Most Community Supported Agriculture programs, in which farms deliver weekly or biweekly shares of fresh vegetables directly to local communities, require you to pay in full in advance before the start of the harvest. (Such as the Bay Ridge CSA and the Yellow Hook CSA.) But Dirty Boots—which distributes farm-fresh food to its members from its organic, black-dirt, Chester, New York, farm every Sunday morning at the Narrows Botanic Garden on Shore Road—is still accepting members, even though the season is underway. We spoke to co-owner Matt Hunger about his farm, his CSA, why he’s in Bay Ridge, and how you can get involved. (Because, N.B., a CSA is not a farmer’s market, and you must join in advance to pick up produce.)
What’s the short version of why people should join a CSA?
Our CSA offers local, organic, fresh-picked farm food at below-market price. It’s a great way of eliminating the middleman and to know where your food comes from, who farms it, and what they value. It also makes farming a more viable option for farmers, as we can budget and plan accordingly. One of our members talks about how she’s excited about trying things she’s less likely to buy on her own (though don’t worry, we have all the staples as well!). Basically, if you like to cook, you’ll like CSAs.
What made you want to offer one in Bay Ridge?
Bay Ridge is a diverse community, both ethnically and demographically, and a CSA is a great option for working families because it provides a large quantity of healthy food. Shayna, my girlfriend/farm-partner, is originally from Park Slope, but her siblings and their families relocated to Bay Ridge and say it reminds them of what Park Slope used to be like before it got so expensive. She’s also pretty excited about being able to bring our produce to her nieces and nephew.
How did you link up with the people at the Narrows Botanic Garden?
We reached out to them because of their like-minded view on growing food (they run a great garden there), public-space use, and community. They thought a CSA would be a welcome addition to the neighborhood: people can spend their mornings by the park along the bay and then pick up their CSA share on their way home.
What’s the most interesting thing you’ve grown, or are trying to grow, this season?
Let’s see…husk cherries are a personal favorite, and they often sell for a high price, which can be off-putting for people, but really aren’t very hard to grow, so we decided to grow them. They’re actually in the tomatillo family, and like tomatillos have a papery covering on the outside. Unlike tomatillos they’re very sweet (you know, like cherries). But for me it’s been exciting to grow sweet potatoes. Most people buy slips (baby plants), but we experimented with constructing an insulated, heated chamber to grow our own slips. We weren’t 100 percent sure how it would turn out, but we have almost 100 plants in the field now.
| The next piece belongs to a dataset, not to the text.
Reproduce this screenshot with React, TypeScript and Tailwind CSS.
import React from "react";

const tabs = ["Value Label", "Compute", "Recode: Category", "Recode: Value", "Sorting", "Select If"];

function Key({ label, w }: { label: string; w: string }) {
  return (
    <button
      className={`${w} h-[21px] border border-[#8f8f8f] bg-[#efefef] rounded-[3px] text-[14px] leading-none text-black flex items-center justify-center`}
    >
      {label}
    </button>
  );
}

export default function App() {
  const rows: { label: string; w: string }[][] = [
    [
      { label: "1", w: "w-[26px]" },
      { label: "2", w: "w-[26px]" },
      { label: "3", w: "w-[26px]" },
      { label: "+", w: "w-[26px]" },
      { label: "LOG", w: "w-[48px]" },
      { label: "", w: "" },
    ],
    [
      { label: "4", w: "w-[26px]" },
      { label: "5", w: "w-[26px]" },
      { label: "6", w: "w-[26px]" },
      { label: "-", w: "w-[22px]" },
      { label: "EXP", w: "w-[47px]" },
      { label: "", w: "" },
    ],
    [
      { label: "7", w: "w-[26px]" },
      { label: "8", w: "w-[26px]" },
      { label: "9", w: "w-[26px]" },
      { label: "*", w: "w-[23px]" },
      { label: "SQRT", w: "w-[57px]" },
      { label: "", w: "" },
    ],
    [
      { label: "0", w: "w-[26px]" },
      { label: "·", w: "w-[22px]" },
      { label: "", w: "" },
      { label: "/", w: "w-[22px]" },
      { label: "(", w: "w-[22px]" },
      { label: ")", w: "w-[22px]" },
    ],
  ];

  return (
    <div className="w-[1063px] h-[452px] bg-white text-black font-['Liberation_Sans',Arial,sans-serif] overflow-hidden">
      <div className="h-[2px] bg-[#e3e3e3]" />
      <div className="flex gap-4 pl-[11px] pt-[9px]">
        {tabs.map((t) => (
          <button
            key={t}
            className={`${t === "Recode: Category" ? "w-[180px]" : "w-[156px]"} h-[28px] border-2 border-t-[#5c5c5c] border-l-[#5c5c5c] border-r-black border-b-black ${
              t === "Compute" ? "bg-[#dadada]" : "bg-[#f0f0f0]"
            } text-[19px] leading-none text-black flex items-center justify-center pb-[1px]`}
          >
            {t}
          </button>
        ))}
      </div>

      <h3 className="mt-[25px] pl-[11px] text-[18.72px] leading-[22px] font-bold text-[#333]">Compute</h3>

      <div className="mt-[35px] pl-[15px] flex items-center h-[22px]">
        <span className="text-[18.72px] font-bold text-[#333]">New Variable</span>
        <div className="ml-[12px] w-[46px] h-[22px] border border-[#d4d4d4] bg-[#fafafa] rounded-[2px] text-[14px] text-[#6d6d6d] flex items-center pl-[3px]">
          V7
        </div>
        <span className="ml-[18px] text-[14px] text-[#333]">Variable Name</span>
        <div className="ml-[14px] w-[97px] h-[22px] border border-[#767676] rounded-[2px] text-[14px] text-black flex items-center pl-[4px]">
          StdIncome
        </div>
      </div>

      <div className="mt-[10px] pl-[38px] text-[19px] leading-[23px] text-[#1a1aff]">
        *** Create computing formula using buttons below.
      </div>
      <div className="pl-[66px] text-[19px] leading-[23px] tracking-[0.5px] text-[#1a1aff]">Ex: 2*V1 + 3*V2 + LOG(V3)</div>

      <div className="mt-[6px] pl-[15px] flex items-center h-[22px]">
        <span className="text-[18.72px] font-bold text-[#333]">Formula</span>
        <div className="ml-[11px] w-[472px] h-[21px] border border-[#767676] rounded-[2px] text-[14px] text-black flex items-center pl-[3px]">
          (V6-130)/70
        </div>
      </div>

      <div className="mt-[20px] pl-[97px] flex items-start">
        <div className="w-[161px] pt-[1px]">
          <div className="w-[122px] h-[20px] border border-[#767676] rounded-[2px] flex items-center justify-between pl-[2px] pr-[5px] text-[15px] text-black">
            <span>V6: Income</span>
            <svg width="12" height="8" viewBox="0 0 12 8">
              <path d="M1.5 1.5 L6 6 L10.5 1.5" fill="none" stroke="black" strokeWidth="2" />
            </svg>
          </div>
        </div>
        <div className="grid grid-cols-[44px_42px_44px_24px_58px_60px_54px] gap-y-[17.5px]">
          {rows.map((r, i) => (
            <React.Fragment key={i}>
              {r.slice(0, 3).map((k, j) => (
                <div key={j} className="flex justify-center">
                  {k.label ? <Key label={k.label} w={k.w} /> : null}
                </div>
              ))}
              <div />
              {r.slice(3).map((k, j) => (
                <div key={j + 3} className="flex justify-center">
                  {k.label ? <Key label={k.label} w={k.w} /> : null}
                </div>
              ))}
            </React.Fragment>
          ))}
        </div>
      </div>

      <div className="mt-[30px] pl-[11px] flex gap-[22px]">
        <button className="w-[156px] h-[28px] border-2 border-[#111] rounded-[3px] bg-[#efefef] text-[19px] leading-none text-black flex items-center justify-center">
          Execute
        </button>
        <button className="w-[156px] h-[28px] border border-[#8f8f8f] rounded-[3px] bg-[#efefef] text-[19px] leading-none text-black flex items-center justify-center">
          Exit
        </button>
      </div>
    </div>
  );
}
Why Chester? What’s “black dirt”?
We’re leasing land from Chester Agriculture Center, a social-investor backed LLC whose mission statement is to make land accessible for organic farmers. The idea is they front the money for capital investments, which gets figured into our lease over the course of a dozen years. That removes the risk of us taking out huge loans for infrastructure that would have been required in other land we looked at (i.e. deer fences, greenhouses, etc.).
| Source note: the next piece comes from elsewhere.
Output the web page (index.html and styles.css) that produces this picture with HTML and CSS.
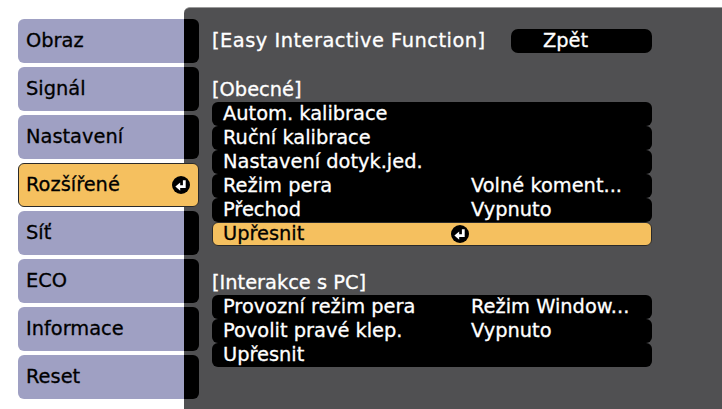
FILE: index.html
```html
<!DOCTYPE html>
<html lang="cs">
<head>
<meta charset="utf-8">
<title>Easy Interactive Function</title>
<link rel="stylesheet" href="styles.css">
</head>
<body>
<div class="screen">
  <nav class="sidebar">
    <div class="tab">Obraz</div>
    <div class="tab">Signál</div>
    <div class="tab">Nastavení</div>
    <div class="tab tab-active">Rozšířené
      <svg class="enter" viewBox="0 0 18 18" width="18" height="18"><circle cx="9" cy="9" r="9" fill="#000"/><path d="M12.3 4.2V10.6H7.4" fill="none" stroke="#fff" stroke-width="2.8"/><polygon points="3.4,10.6 8.2,6.4 8.2,14.8" fill="#fff"/></svg>
    </div>
    <div class="tab">Síť</div>
    <div class="tab">ECO</div>
    <div class="tab">Informace</div>
    <div class="tab">Reset</div>
  </nav>
  <main class="panel">
    <div class="title-row">
      <span class="title">[Easy Interactive Function]</span>
      <span class="back">Zpět</span>
    </div>
    <section class="group group-first">
      <div class="group-head">[Obecné]</div>
      <div class="row"><span class="label">Autom. kalibrace</span></div>
      <div class="row"><span class="label">Ruční kalibrace</span></div>
      <div class="row"><span class="label">Nastavení dotyk.jed.</span></div>
      <div class="row"><span class="label">Režim pera</span><span class="value">Volné koment...</span></div>
      <div class="row"><span class="label">Přechod</span><span class="value">Vypnuto</span></div>
      <div class="row row-active"><span class="label">Upřesnit</span>
        <svg class="enter row-enter" viewBox="0 0 18 18" width="18" height="18"><circle cx="9" cy="9" r="9" fill="#000"/><path d="M12.3 4.2V10.6H7.4" fill="none" stroke="#fff" stroke-width="2.8"/><polygon points="3.4,10.6 8.2,6.4 8.2,14.8" fill="#fff"/></svg>
      </div>
    </section>
    <section class="group group-second">
      <div class="group-head">[Interakce s PC]</div>
      <div class="row"><span class="label">Provozní režim pera</span><span class="value">Režim Window...</span></div>
      <div class="row"><span class="label">Povolit pravé klep.</span><span class="value">Vypnuto</span></div>
      <div class="row"><span class="label">Upřesnit</span></div>
    </section>
  </main>
</div>
</body>
</html>
```

FILE: styles.css
```css
html, body {
  margin: 0;
  padding: 0;
  background: #ffffff;
}

body {
  font-family: "DejaVu Sans", "Liberation Sans", sans-serif;
  font-size: 19.4px;
  -webkit-text-stroke: 0.3px currentColor;
  width: 722px;
  height: 409px;
  overflow: hidden;
}

.screen {
  display: flex;
  align-items: flex-start;
  height: 409px;
}

.sidebar {
  position: relative;
  z-index: 1;
  display: flex;
  flex-direction: column;
  gap: 4px;
  padding: 19px 0 0 18px;
  flex: none;
}

.tab {
  box-sizing: border-box;
  width: 181px;
  height: 44px;
  line-height: 44px;
  padding-left: 8px;
  color: #000;
  border-radius: 6px;
  background: linear-gradient(to right, #9fa0c3 166px, #000 166px);
  display: flex;
  align-items: center;
}

.tab-active {
  background: #f5c05f;
  border: 1px solid #2a2a2a;
  padding-left: 7px;
  justify-content: space-between;
  padding-right: 8px;
}

.enter {
  display: block;
  flex: none;
}

.panel {
  flex: 1;
  box-sizing: border-box;
  margin-top: 7px;
  margin-left: -15px;
  height: 402px;
  background: #505052;
  border-top: 1px solid #9a9a9a;
  border-top-left-radius: 6px;
  padding: 21px 0 0 28px;
  color: #fff;
}

.title-row {
  display: flex;
  align-items: center;
  height: 24px;
  line-height: 24px;
}

.title {
  width: 299px;
  flex: none;
  white-space: nowrap;
  letter-spacing: 0.5px;
}

.back {
  box-sizing: border-box;
  width: 141px;
  height: 24px;
  background: #000;
  border-radius: 7px;
  padding-left: 32px;
}

.group {
  width: 440px;
}

.group-first {
  margin-top: 25px;
}

.group-second {
  margin-top: 25px;
}

.group-head {
  height: 24px;
  line-height: 24px;
}

.row {
  box-sizing: border-box;
  height: 24px;
  line-height: 24px;
  background: #000;
  border-radius: 6px;
  padding-left: 11px;
  display: grid;
  grid-template-columns: 229px 19px 1fr;
  white-space: nowrap;
}

.label {
  grid-column: 1 / 3;
  grid-row: 1;
}

.value {
  grid-column: 3;
  grid-row: 1;
}

.row-active {
  background: #f5c05f;
  color: #000;
  border: 1px solid #2a2a2a;
  padding-left: 10px;
  line-height: 22px;
}

.row-enter {
  grid-column: 2;
  grid-row: 1;
  align-self: center;
  justify-self: start;
  margin-left: -1px;
  width: 18px;
  height: 18px;
}
```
Black dirt is soil that is very high in organic matter, which is to say, it’s low in rocks and clay and other things found in most “dirt” that aren’t conducive to growing. It’s a mixed blessing. Things grow so fast and so big here—including, of course, the weeds. Our particular land was formerly a glacial lake that over the years became a swamp. It wasn’t until the early 1900s, when Polish and Italian immigrants moved to the area and dug out long ditches to drain the swamp, that it became farmland. Prior to that it was considered unusable.